April 24, 2003

One week left! This time next week, I will have taken my last college course of my undergraduate career. It’s a strange feeling, knowing that I’m almost done. I’m not complaining or anything, don’t get me wrong, it’s just not a feeling that I’m used to. Even now, as I eagerly await the freedom that comes with graduation and commencement, I wish I had more time. No, I’m not wishing for more school; as far as that is concerned May 18th couldn’t come soon enough! It’s just that I’ve tried so hard over these past few years to forge relationships with some pretty amazing people and I feel as though I haven’t been as successful as I had hoped.

It’s interesting how we (people in general) wait until the last minute to really appreciate the friends that we’ve made. It’s only when our time is nearly up at a place that we realize just what we’ve had. I’m certainly including myself in this too. At any new beginning I am often so reluctant to open up, so nervous about whether or not those I want to be with want to be with me too, so unsure about who it is that I am supposed to be. In many ways, I feel that college has been just one big beginning. I’ve said before how I always feel that I hold more stock in my friendships than others do and perhaps that has contributed to this feeling I have. What I mean is, by others being distant with me, I either return to that reluctance or I never leave it in the first place; it’s hard to tell which. There are those who I can talk to about anything, those I can be myself with no matter what, those who really know me and I them. Unfortunately, I can count those people on one hand. There are so many others that fill in the other category: those who are perhaps better seen as friends rather than Friends – I’ll let you make your own distinction between the two, I think it’s pretty obvious what I mean. In any case, I regret not making more out of my time here as far as my friendships go. (I know there are a lot of holes in this story, there is a lot that is either difficult to express or I just don’t want to get too depressing.

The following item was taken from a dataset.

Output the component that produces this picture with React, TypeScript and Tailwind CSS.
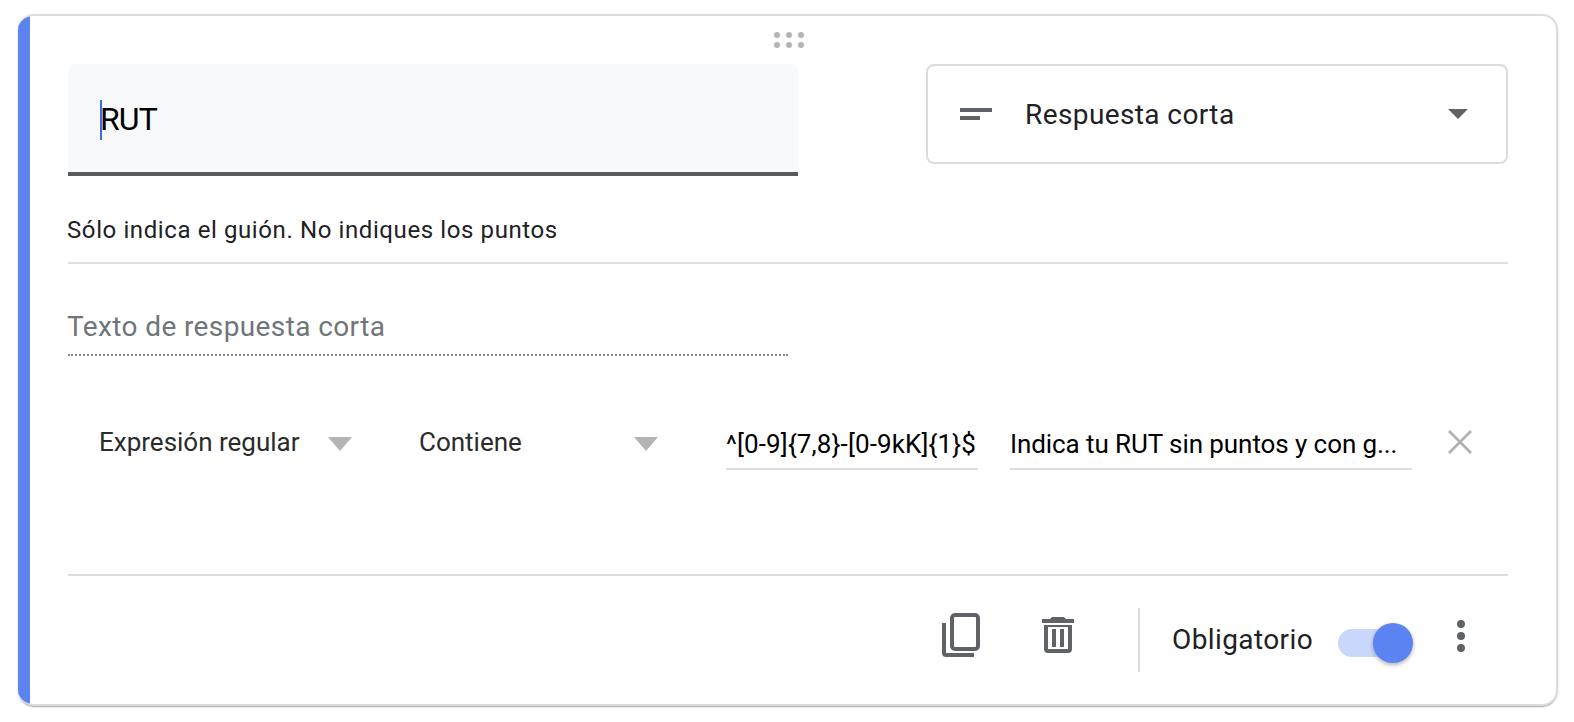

I guess I partly just wanted you to think along with me – for yourself – and see how true this may be for your life. I don’t know…)

On to happier topics! I didn’t post it in my last journal but I got a job! The question of “what comes next?” now has an answer. I will be back in Central New York working for Moore Multimedia, Inc. I will be doing a number of things from office management, videography, graphic design, live media production, as well as moving into some computer animation – and pretty much whatever else needs to be done. It’s an exciting time!

Well, I can’t think of anything else to write and there are many other things that I need to worry about at this juncture so I’ll leave it with that. I probably won’t be able to write much more before graduation, but I’ll see what I can do. In the meantime, please come back after May 18th sometime and I’ll hopefully have some graduation pictures up!